Raderach (Raderach) was the World War II location of Prüffeld-Anlage Raderach, a V-2 combustion chamber test facility and liquid oxygen factory code named "Porzellan" (porcelain), "Projekt F" and "Observatorium Raderach". Raderach calibration ensured V-2 turbopumps did not overpressure combustion chambers (there was no controller) and was planned for rocket motors to be installed by the nearby Zeppelin Works (Luftschiffbau Zeppelin GmbH) as part of the Eastern Works (V-2 facilities in the Vienna-Freidrichshafen area). Firings were visible in Switzerland across Lake Constance and testing ended shortly after the facility began operation.

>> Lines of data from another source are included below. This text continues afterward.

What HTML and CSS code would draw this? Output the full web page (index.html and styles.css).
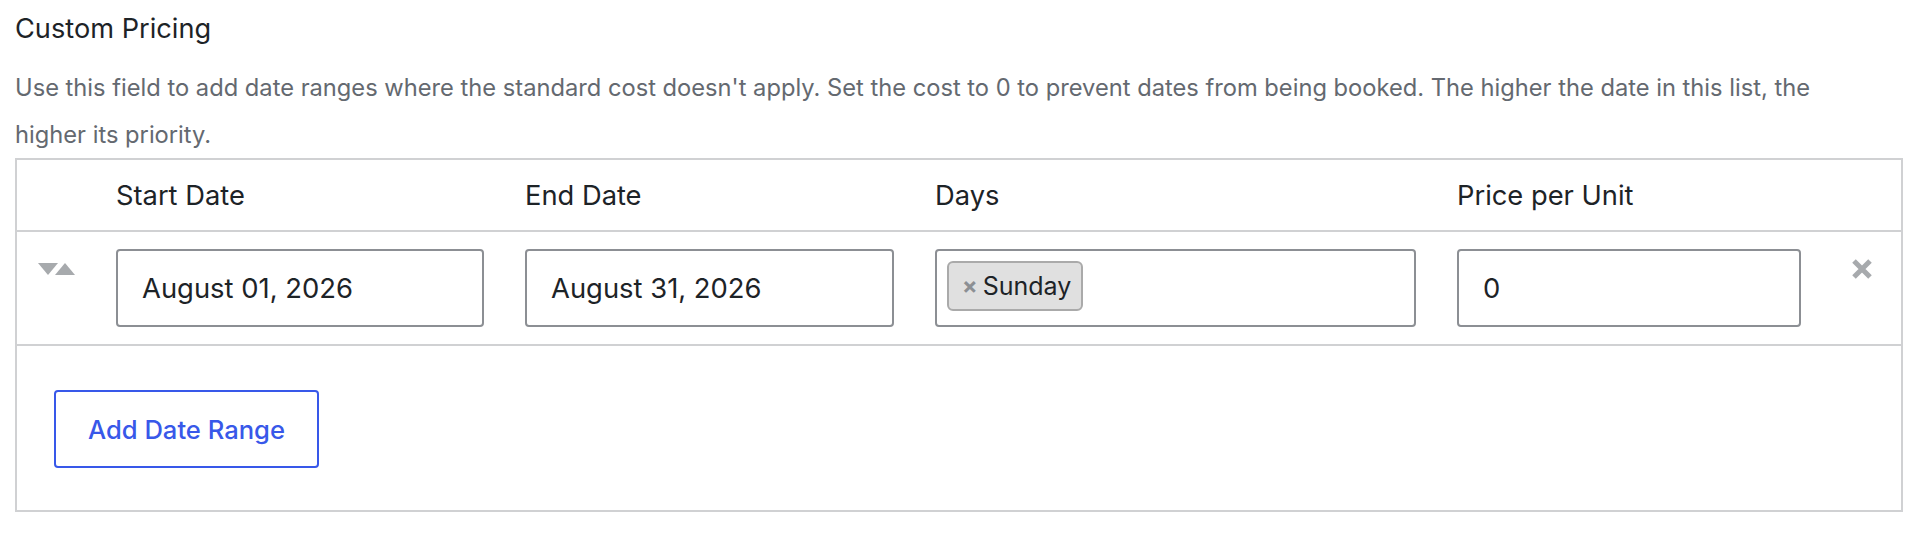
FILE: index.html
```html
<!DOCTYPE html>
<html lang="en">
<head>
<meta charset="utf-8">
<title>Custom Pricing</title>
<link rel="stylesheet" href="styles.css">
</head>
<body>
<div class="field">
  <h2 class="field-title">Custom Pricing</h2>
  <p class="field-desc">Use this field to add date ranges where the standard cost doesn't apply. Set the cost to 0 to prevent dates from being booked. The higher the date in this list, the higher its priority.</p>
  <div class="pricing-table">
    <div class="grid-row head-row">
      <div class="cell"></div>
      <div class="cell head">Start Date</div>
      <div class="cell head">End Date</div>
      <div class="cell head">Days</div>
      <div class="cell head">Price per Unit</div>
      <div class="cell"></div>
    </div>
    <div class="grid-row body-row">
      <div class="cell sort">
        <span class="tri tri-down"></span><span class="tri tri-up"></span>
      </div>
      <div class="cell"><div class="input">August 01, 2026</div></div>
      <div class="cell"><div class="input">August 31, 2026</div></div>
      <div class="cell"><div class="input multi"><span class="chip"><span class="chip-x">×</span>Sunday</span></div></div>
      <div class="cell"><div class="input">0</div></div>
      <div class="cell remove">
        <svg width="22" height="22" viewBox="0 0 22 22" aria-hidden="true"><path d="M3 3 L19 19 M19 3 L3 19" stroke="#a7aaad" stroke-width="5" stroke-linecap="butt"/></svg>
      </div>
    </div>
    <div class="foot">
      <button class="btn" type="button">Add Date Range</button>
    </div>
  </div>
</div>
</body>
</html>
```

FILE: styles.css
```css
html, body {
  margin: 0;
  padding: 0;
  background: #ffffff;
}

body {
  font-family: "Inter", "Liberation Sans", Arial, sans-serif;
  color: #1d2327;
}

.field {
  padding: 11px 17px 0 15px;
}

.field-title {
  margin: 0;
  font-size: 27.2px;
  font-weight: 400;
  line-height: 36px;
  color: #1d2327;
}

.field-desc {
  margin: 17px 0 0 0;
  max-width: 1840px;
  font-size: 23.7px;
  line-height: 47px;
  color: #646970;
}

.pricing-table {
  border: 2px solid #d0d1d3;
  box-sizing: border-box;
  width: 1888px;
}

.grid-row {
  display: grid;
  grid-template-columns: 58px 368px 369px 481px 344px 1fr;
  column-gap: 41px;
  align-items: center;
}

.head-row {
  height: 70px;
  border-bottom: 2px solid #d0d1d3;
}

.head {
  font-size: 27.3px;
  color: #1d2327;
}

.body-row {
  padding: 17px 0 17px 0;
  border-bottom: 2px solid #d0d1d3;
}

.input {
  box-sizing: border-box;
  height: 78px;
  border: 2px solid #8c8f94;
  border-radius: 4px;
  padding: 0 24px;
  display: flex;
  align-items: center;
  font-size: 27.4px;
  color: #1d2327;
}

.input.multi {
  align-items: flex-start;
  padding: 10px 10px;
}

.chip {
  display: inline-flex;
  align-items: center;
  box-sizing: border-box;
  height: 50px;
  padding: 0 10px 0 13px;
  background: #e0e0e0;
  border: 2px solid #aaaaaa;
  border-radius: 6px;
  font-size: 25px;
  color: #1d2327;
}

.chip-x {
  color: #8c8f94;
  font-weight: 700;
  font-size: 23px;
  margin-right: 5px;
}

.sort {
  align-self: start;
  padding-top: 14px;
  padding-left: 21px;
  display: flex;
  align-items: center;
}

.tri {
  display: inline-block;
  width: 0;
  height: 0;
  border-left: 10px solid transparent;
  border-right: 10px solid transparent;
}

.tri-down {
  border-top: 12px solid #a7aaad;
}

.tri-up {
  border-bottom: 12px solid #a7aaad;
  margin-left: -3px;
}

.remove {
  align-self: start;
  padding-top: 9px;
  padding-left: 9px;
}

.remove svg {
  display: block;
}

.foot {
  padding: 44px 0 42px 37px;
}

.btn {
  box-sizing: border-box;
  height: 78px;
  width: 265px;
  background: #ffffff;
  border: 2px solid #3858e9;
  border-radius: 4px;
  color: #3858e9;
  font-family: "Inter", "Liberation Sans", Arial, sans-serif;
  font-size: 25.6px;
  font-weight: 500;
  cursor: pointer;
}
```
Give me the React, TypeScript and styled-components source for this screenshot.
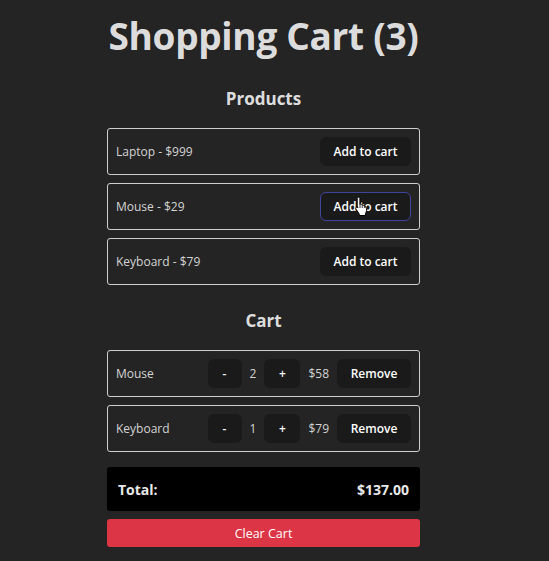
import React, { FC } from "react";
import styled, { createGlobalStyle } from "styled-components";

const GlobalStyle = createGlobalStyle`
  html, body {
    margin: 0;
    padding: 0;
    background: #242424;
    color: rgba(255, 255, 255, 0.87);
    font-family: "Open Sans", "Noto Sans", sans-serif;
  }
`;

type Product = { name: string; price: number };
type CartItem = Product & { qty: number };

const products: Product[] = [
  { name: "Laptop", price: 999 },
  { name: "Mouse", price: 29 },
  { name: "Keyboard", price: 79 }
];

const cart: CartItem[] = [
  { name: "Mouse", price: 29, qty: 2 },
  { name: "Keyboard", price: 79, qty: 1 }
];

const Page = styled.div`
  width: 313px;
  margin-left: 107px;
  padding-top: 10px;
  display: flex;
  flex-direction: column;
`;

const Title = styled.h1`
  margin: 0;
  font-size: 37px;
  font-weight: 700;
  line-height: 52px;
  text-align: center;
  white-space: nowrap;
  letter-spacing: -0.3px;
`;

const SectionTitle = styled.h2<{ $top: number }>`
  margin: ${p => p.$top}px 0 17px;
  font-size: 17px;
  font-weight: 700;
  line-height: 24px;
  text-align: center;
`;

const List = styled.div`
  display: flex;
  flex-direction: column;
  gap: 8px;
`;

const Row = styled.div`
  display: flex;
  align-items: center;
  border: 1px solid #cfcfcf;
  border-radius: 3px;
  padding: 8px;
  height: 29px;
  gap: 8px;
`;

const Label = styled.span<{ $grow?: boolean }>`
  font-size: 12px;
  color: #d4d4d4;
  flex: ${p => (p.$grow ? "1" : "none")};
`;

const Button = styled.button<{ $w: number; $hover?: boolean }>`
  position: relative;
  width: ${p => p.$w}px;
  height: 29px;
  padding: 0;
  border-radius: 6px;
  border: 1px solid ${p => (p.$hover ? "#3f44a0" : "transparent")};
  background: #1a1a1a;
  color: #fff;
  font-family: inherit;
  font-size: 12px;
  font-weight: 600;
  cursor: pointer;
`;

const Qty = styled.span`
  font-size: 12px;
  color: #d4d4d4;
`;

const Price = styled.span`
  font-size: 12px;
  color: #d4d4d4;
`;

const Total = styled.div`
  margin-top: 15px;
  display: flex;
  justify-content: space-between;
  align-items: center;
  background: #000;
  border-radius: 3px;
  height: 44px;
  padding: 0 11px;
  font-size: 14px;
  font-weight: 700;
  color: #e8e8e8;
`;

const ClearButton = styled.button`
  margin-top: 8px;
  height: 28px;
  border: none;
  border-radius: 3px;
  background: #dc3545;
  color: #fff;
  font-family: inherit;
  font-size: 12.5px;
  cursor: pointer;
`;

const Cursor = styled.svg`
  position: absolute;
  left: 33px;
  top: 3px;
  pointer-events: none;
`;

const HandCursor: FC = () => (
  <Cursor width="16" height="20" viewBox="0 0 16 20">
    <path
      d="M4.5 1.2c.8 0 1.4.6 1.4 1.4v5.6l.4-.1c.8-.2 1.5.2 1.7.8.6-.3 1.4-.1 1.8.5.6-.2 1.4.1 1.7.8l.9 2.3c.4 1.2.3 2.5-.2 3.6l-.8 1.7v1.7H5.2v-1.6L2.1 13.3c-.5-.6-.4-1.5.2-2 .6-.4 1.4-.3 1.9.2l-1-.1V2.6c0-.8.5-1.4 1.3-1.4z"
      fill="#fff"
      stroke="#000"
      strokeWidth="1"
      strokeLinejoin="round"
    />
    <path d="M6 8v4M8.2 8.9v3.1M10.4 9.6v2.4" stroke="#000" strokeWidth="0.8" />
  </Cursor>
);

const App: FC = () => {
  const count = cart.reduce((s, i) => s + i.qty, 0);
  const total = cart.reduce((s, i) => s + i.qty * i.price, 0);
  return (
    <>
      <GlobalStyle />
      <Page>
        <Title>Shopping Cart ({count})</Title>
        <SectionTitle $top={25}>Products</SectionTitle>
        <List>
          {products.map(p => (
            <Row key={p.name}>
              <Label $grow>
                {p.name} - ${p.price}
              </Label>
              <Button $w={91} $hover={p.name === "Mouse"}>
                Add to cart
                {p.name === "Mouse" && <HandCursor />}
              </Button>
            </Row>
          ))}
        </List>
        <SectionTitle $top={24}>Cart</SectionTitle>
        <List>
          {cart.map(i => (
            <Row key={i.name}>
              <Label $grow>{i.name}</Label>
              <Button $w={34}>-</Button>
              <Qty>{i.qty}</Qty>
              <Button $w={36}>+</Button>
              <Price>${i.qty * i.price}</Price>
              <Button $w={74}>Remove</Button>
            </Row>
          ))}
        </List>
        <Total>
          <span>Total:</span>
          <span>${total.toFixed(2)}</span>
        </Total>
        <ClearButton>Clear Cart</ClearButton>
      </Page>
    </>
  );
};

export default App;
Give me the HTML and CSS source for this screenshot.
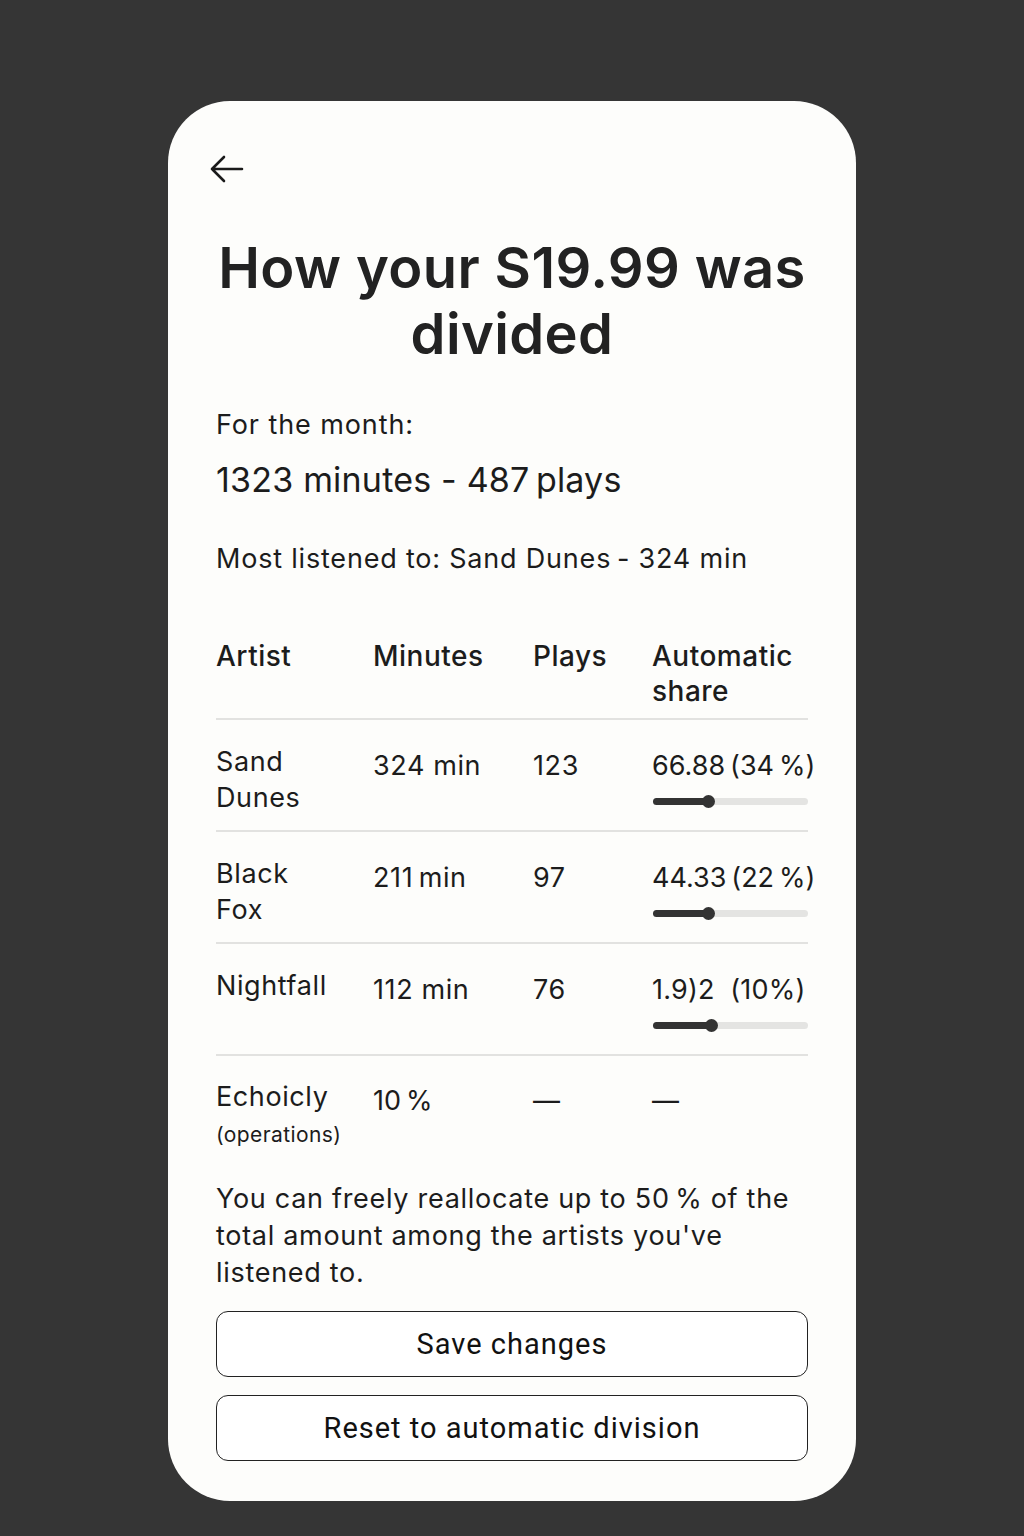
FILE: index.html
```html
<!DOCTYPE html>
<html lang="en">
<head>
<meta charset="utf-8">
<title>How your S19.99 was divided</title>
<link rel="stylesheet" href="styles.css">
</head>
<body>
<main class="card">
  <button class="back" aria-label="Back">
    <svg width="36" height="32" viewBox="0 0 36 32"><path d="M34 16H4M16 4L4 16l12 12" fill="none" stroke="#1a1a1a" stroke-width="2.6" stroke-linecap="round" stroke-linejoin="round"/></svg>
  </button>
  <h1 class="title">How your S19.99 was divided</h1>
  <p class="label">For the month:</p>
  <p class="totals">1323 minutes - 487&#8239;plays</p>
  <p class="most">Most listened to: Sand Dunes&#8239;- 324 min</p>

  <div class="table">
    <div class="row head">
      <div>Artist</div><div>Minutes</div><div>Plays</div><div>Automatic share</div>
    </div>
    <div class="row">
      <div class="name">Sand<br>Dunes</div>
      <div class="val">324 min</div>
      <div class="val">123</div>
      <div class="share">
        <div class="val tight">66.88&#8239;(34&#8239;%)</div>
        <div class="slider"><div class="fill" style="width:55px"></div><div class="thumb" style="left:55px"></div></div>
      </div>
    </div>
    <div class="row">
      <div class="name">Black<br>Fox</div>
      <div class="val">211&#8239;min</div>
      <div class="val">97</div>
      <div class="share">
        <div class="val tight">44.33&#8239;(22&#8239;%)</div>
        <div class="slider"><div class="fill" style="width:55px"></div><div class="thumb" style="left:55px"></div></div>
      </div>
    </div>
    <div class="row">
      <div class="name">Nightfall</div>
      <div class="val">112 min</div>
      <div class="val">76</div>
      <div class="share">
        <div class="val tight">1.9)2&nbsp; (10%)</div>
        <div class="slider"><div class="fill" style="width:58px"></div><div class="thumb" style="left:58px"></div></div>
      </div>
    </div>
    <div class="row last">
      <div class="name">Echoicly<br><span class="sub">(operations)</span></div>
      <div class="val">10&#8239;%</div>
      <div class="val">—</div>
      <div class="val">—</div>
    </div>
  </div>

  <p class="note">You can freely reallocate up to 50&#8239;% of the total amount among the artists you've listened to.</p>

  <div class="actions">
    <button class="btn">Save changes</button>
    <button class="btn">Reset to automatic division</button>
  </div>
</main>
</body>
</html>
```

FILE: styles.css
```css
* { box-sizing: border-box; }
html, body { margin: 0; padding: 0; }
body {
  background: #353535;
  width: 1024px;
  height: 1536px;
  font-family: Inter, "Noto Sans", sans-serif;
  color: #1c1c1c;
  overflow: hidden;
}
.card {
  width: 688px;
  height: 1400px;
  margin: 101px auto 0;
  background: #fdfdfb;
  border-radius: 62px;
  padding: 52px 48px 40px;
  display: flex;
  flex-direction: column;
}
.back {
  border: 0;
  background: none;
  padding: 0;
  margin-left: -8px;
  width: 36px;
  height: 32px;
  display: block;
}
.title {
  margin: 50px 0 0;
  text-align: center;
  font-size: 56px;
  line-height: 66px;
  font-weight: 600;
  letter-spacing: 0.4px;
  color: #222;
}
.label {
  margin: 41px 0 0;
  font-size: 27px;
  line-height: 34px;
  letter-spacing: 0.9px;
}
.totals {
  margin: 18px 0 0;
  font-size: 34px;
  line-height: 40px;
  letter-spacing: 0.2px;
}
.most {
  margin: 42px 0 0;
  font-size: 27px;
  line-height: 34px;
  letter-spacing: 0.8px;
}
.table { margin-top: 63px; }
.row {
  display: grid;
  grid-template-columns: 157px 160px 119px 156px;
  border-bottom: 2px solid #e2e2e0;
  height: 112px;
  padding-top: 24px;
  font-size: 27px;
  line-height: 36px;
  letter-spacing: 0.6px;
}
.row.head {
  height: auto;
  padding: 0 0 9px;
  font-size: 28px;
  font-weight: 500;
  line-height: 35px;
  letter-spacing: 0.5px;
}
.row.last { border-bottom: 0; height: auto; padding-top: 23px; }
.val { padding-top: 4px; white-space: nowrap; }
.val.tight { letter-spacing: 0.2px; }
.sub { font-size: 21px; line-height: 28px; letter-spacing: 0.4px; }
.slider {
  position: relative;
  height: 7px;
  width: 155px;
  margin: 14px 0 0 1px;
  background: #e4e4e2;
  border-radius: 4px;
}
.fill {
  position: absolute;
  left: 0; top: 0; bottom: 0;
  background: #333;
  border-radius: 4px;
}
.thumb {
  position: absolute;
  top: 50%;
  width: 13px;
  height: 13px;
  margin: -6.5px 0 0 -6.5px;
  border-radius: 50%;
  background: #333;
}
.note {
  margin: 29px 0 0;
  font-size: 27px;
  line-height: 37px;
  letter-spacing: 0.7px;
}
.actions {
  margin-top: 20px;
  display: flex;
  flex-direction: column;
  gap: 18px;
}
.btn {
  height: 66px;
  border: 1.5px solid #222;
  border-radius: 12px;
  background: #fff;
  font-family: Roboto, "Noto Sans", sans-serif;
  font-size: 29px;
  font-weight: 400;
  letter-spacing: 1px;
  color: #111;
}
```
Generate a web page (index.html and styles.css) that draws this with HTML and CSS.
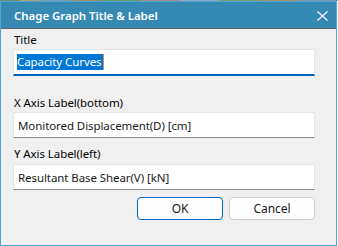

The first design sketches for the Raderach facility were prepared by Bernhard Tessmann of the Peenemünde Army Research Center, and Captain König was the military representative at Raderach.. By mid-1942, the German Army had started construction of the Raderach motor test stand, and the liquid oxygen (A-stoff) factory with five machines for a combined monthly capacity of 1500 tons. On July 25, 1943, British V-2 intelligence reported that aerial photographic reconnaissance of Friedrichshafen depicted rocket firing sites like those at the Peenemünde Army Research Center. By 1944 the test area was not operating any more, but liquid oxygen production continued. On August 3, 1944, the test facility and the ZF Friedrichshafen at Friedrichshafen were bombed. The 461st Bombardment Group's primary target was the "Raderach Chemical Works", and the Zahnradfabrik (gearwheel factory) secondary target was also bombed. The 485th Bombardment Group attacked the "Ober chemical works" on August 16. Oberraderach operated four liquid oxygen machines throughout the rocket blitz from September 1944 through the end of April 1945, when French troops captured the site.